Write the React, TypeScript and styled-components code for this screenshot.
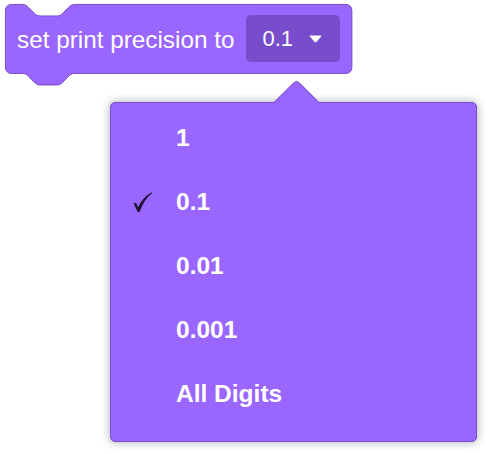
import React from "react";
import styled, { createGlobalStyle } from "styled-components";

const Global = createGlobalStyle`
  html, body { margin: 0; padding: 0; background: #ffffff; }
  body { font-family: "Liberation Sans", Arial, Helvetica, sans-serif; }
  #root { width: 490px; height: 454px; position: relative; overflow: hidden; }
`;

const Page = styled.div`
  position: relative;
  width: 490px;
  height: 454px;
  padding: 4px 0 0 5px;
  box-sizing: border-box;
`;

const Block = styled.div`
  position: relative;
  width: 347px;
  height: 69px;
`;

const BlockShape = styled.svg`
  position: absolute;
  left: -1.44px;
  top: -1.44px;
  width: 349.3px;
  height: 83.4px;
  z-index: 0;
`;

const BlockContent = styled.div`
  position: relative;
  z-index: 1;
  height: 100%;
  display: flex;
  align-items: center;
  gap: 12px;
  padding: 0 11px 0 12px;
  box-sizing: border-box;
`;

const Label = styled.span`
  color: #ffffff;
  font-size: 24.3px;
  white-space: nowrap;
  transform: translateY(1px);
`;

const Field = styled.div`
  width: 94px;
  height: 47px;
  border-radius: 5px;
  background: #774dcb;
  display: flex;
  align-items: center;
  padding-left: 16px;
  box-sizing: border-box;
  gap: 16px;
`;

const FieldText = styled.span`
  color: #ffffff;
  font-size: 22px;
  white-space: nowrap;
`;

const Menu = styled.div`
  position: absolute;
  left: 110px;
  top: 102px;
  width: 367px;
  height: 340px;
  box-sizing: border-box;
  background: #9966ff;
  border: 1px solid #774dcb;
  border-radius: 5px;
  box-shadow: 0 0 8px 1px rgba(0, 0, 0, 0.28);
  padding: 3px 0 0 22px;
  display: flex;
  flex-direction: column;
`;

const Arrow = styled.div`
  position: absolute;
  left: 169px;
  top: -17.5px;
  width: 33px;
  height: 33px;
  background: #9966ff;
  border-top: 1px solid #774dcb;
  border-left: 1px solid #774dcb;
  border-top-left-radius: 5px;
  transform: rotate(45deg);
  box-sizing: border-box;
`;

const Item = styled.div`
  position: relative;
  z-index: 1;
  height: 64px;
  display: grid;
  grid-template-columns: 43px auto;
  align-items: center;
`;

const Check = styled.svg<{ $on: boolean }>`
  visibility: ${(p) => (p.$on ? "visible" : "hidden")};
  width: 20px;
  height: 21px;
`;

const ItemText = styled.span`
  color: #ffffff;
  font-weight: 700;
  font-size: 24.5px;
  white-space: nowrap;
`;

const items = ["1", "0.1", "0.01", "0.001", "All Digits"];

export default function App() {
  return (
    <Page>
      <Global />
      <Block>
        <BlockShape viewBox="-1 -1 243 58">
          <path
            d="M0,4 A4,4 0 0 1 4,0 H12 c2,0 3,1 4,2 l4,4 c1,1 2,2 4,2 h12 c2,0 3,-1 4,-2 l4,-4 c1,-1 2,-2 4,-2 H237 a4,4 0 0 1 4,4 V44 a4,4 0 0 1 -4,4 H48 c-2,0 -3,1 -4,2 l-4,4 c-1,1 -2,2 -4,2 h-12 c-2,0 -3,-1 -4,-2 l-4,-4 c-1,-1 -2,-2 -4,-2 H4 a4,4 0 0 1 -4,-4 z"
            fill="#9966ff"
            stroke="#774dcb"
            strokeWidth={1}
            vectorEffect="non-scaling-stroke"
          />
        </BlockShape>
        <BlockContent>
          <Label>set print precision to</Label>
          <Field>
            <FieldText>0.1</FieldText>
            <svg width="13" height="8" viewBox="0 0 13 8">
              <path d="M1.2,0.6 H11.8 Q12.8,0.6 12.1,1.5 L7.4,6.9 Q6.5,7.8 5.6,6.9 L0.9,1.5 Q0.2,0.6 1.2,0.6 z" fill="#ffffff" />
            </svg>
          </Field>
        </BlockContent>
      </Block>
      <Menu>
        <Arrow />
        {items.map((it) => (
          <Item key={it}>
            <Check $on={it === "0.1"} viewBox="0 0 20 21">
              <path
                d="M0.6,11.2 C1.6,10.4 2.8,10.6 3.6,12 L5.2,15.2 C8,9.4 12.4,3.6 18.6,0.6 C19.2,0.4 19.5,0.9 19,1.3 C13.4,5.6 9.6,12 7,19.2 C6.6,20.4 5,20.6 4.4,19.6 Z"
                fill="rgba(22,12,34,0.92)"
              />
            </Check>
            <ItemText>{it}</ItemText>
          </Item>
        ))}
      </Menu>
    </Page>
  );
}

◆ ◆ ◆ ◆ ◆

◆ **Task to carry out**:
Except for the pictures, give all the material above again verbatim.

◆ **Output of the exercise**:
Write the React, TypeScript and styled-components code for this screenshot.
import React from "react";
import styled, { createGlobalStyle } from "styled-components";

const Global = createGlobalStyle`
  html, body { margin: 0; padding: 0; background: #ffffff; }
  body { font-family: "Liberation Sans", Arial, Helvetica, sans-serif; }
  #root { width: 490px; height: 454px; position: relative; overflow: hidden; }
`;

const Page = styled.div`
  position: relative;
  width: 490px;
  height: 454px;
  padding: 4px 0 0 5px;
  box-sizing: border-box;
`;

const Block = styled.div`
  position: relative;
  width: 347px;
  height: 69px;
`;

const BlockShape = styled.svg`
  position: absolute;
  left: -1.44px;
  top: -1.44px;
  width: 349.3px;
  height: 83.4px;
  z-index: 0;
`;

const BlockContent = styled.div`
  position: relative;
  z-index: 1;
  height: 100%;
  display: flex;
  align-items: center;
  gap: 12px;
  padding: 0 11px 0 12px;
  box-sizing: border-box;
`;

const Label = styled.span`
  color: #ffffff;
  font-size: 24.3px;
  white-space: nowrap;
  transform: translateY(1px);
`;

const Field = styled.div`
  width: 94px;
  height: 47px;
  border-radius: 5px;
  background: #774dcb;
  display: flex;
  align-items: center;
  padding-left: 16px;
  box-sizing: border-box;
  gap: 16px;
`;

const FieldText = styled.span`
  color: #ffffff;
  font-size: 22px;
  white-space: nowrap;
`;

const Menu = styled.div`
  position: absolute;
  left: 110px;
  top: 102px;
  width: 367px;
  height: 340px;
  box-sizing: border-box;
  background: #9966ff;
  border: 1px solid #774dcb;
  border-radius: 5px;
  box-shadow: 0 0 8px 1px rgba(0, 0, 0, 0.28);
  padding: 3px 0 0 22px;
  display: flex;
  flex-direction: column;
`;

const Arrow = styled.div`
  position: absolute;
  left: 169px;
  top: -17.5px;
  width: 33px;
  height: 33px;
  background: #9966ff;
  border-top: 1px solid #774dcb;
  border-left: 1px solid #774dcb;
  border-top-left-radius: 5px;
  transform: rotate(45deg);
  box-sizing: border-box;
`;

const Item = styled.div`
  position: relative;
  z-index: 1;
  height: 64px;
  display: grid;
  grid-template-columns: 43px auto;
  align-items: center;
`;

const Check = styled.svg<{ $on: boolean }>`
  visibility: ${(p) => (p.$on ? "visible" : "hidden")};
  width: 20px;
  height: 21px;
`;

const ItemText = styled.span`
  color: #ffffff;
  font-weight: 700;
  font-size: 24.5px;
  white-space: nowrap;
`;

const items = ["1", "0.1", "0.01", "0.001", "All Digits"];

export default function App() {
  return (
    <Page>
      <Global />
      <Block>
        <BlockShape viewBox="-1 -1 243 58">
          <path
            d="M0,4 A4,4 0 0 1 4,0 H12 c2,0 3,1 4,2 l4,4 c1,1 2,2 4,2 h12 c2,0 3,-1 4,-2 l4,-4 c1,-1 2,-2 4,-2 H237 a4,4 0 0 1 4,4 V44 a4,4 0 0 1 -4,4 H48 c-2,0 -3,1 -4,2 l-4,4 c-1,1 -2,2 -4,2 h-12 c-2,0 -3,-1 -4,-2 l-4,-4 c-1,-1 -2,-2 -4,-2 H4 a4,4 0 0 1 -4,-4 z"
            fill="#9966ff"
            stroke="#774dcb"
            strokeWidth={1}
            vectorEffect="non-scaling-stroke"
          />
        </BlockShape>
        <BlockContent>
          <Label>set print precision to</Label>
          <Field>
            <FieldText>0.1</FieldText>
            <svg width="13" height="8" viewBox="0 0 13 8">
              <path d="M1.2,0.6 H11.8 Q12.8,0.6 12.1,1.5 L7.4,6.9 Q6.5,7.8 5.6,6.9 L0.9,1.5 Q0.2,0.6 1.2,0.6 z" fill="#ffffff" />
            </svg>
          </Field>
        </BlockContent>
      </Block>
      <Menu>
        <Arrow />
        {items.map((it) => (
          <Item key={it}>
            <Check $on={it === "0.1"} viewBox="0 0 20 21">
              <path
                d="M0.6,11.2 C1.6,10.4 2.8,10.6 3.6,12 L5.2,15.2 C8,9.4 12.4,3.6 18.6,0.6 C19.2,0.4 19.5,0.9 19,1.3 C13.4,5.6 9.6,12 7,19.2 C6.6,20.4 5,20.6 4.4,19.6 Z"
                fill="rgba(22,12,34,0.92)"
              />
            </Check>
            <ItemText>{it}</ItemText>
          </Item>
        ))}
      </Menu>
    </Page>
  );
}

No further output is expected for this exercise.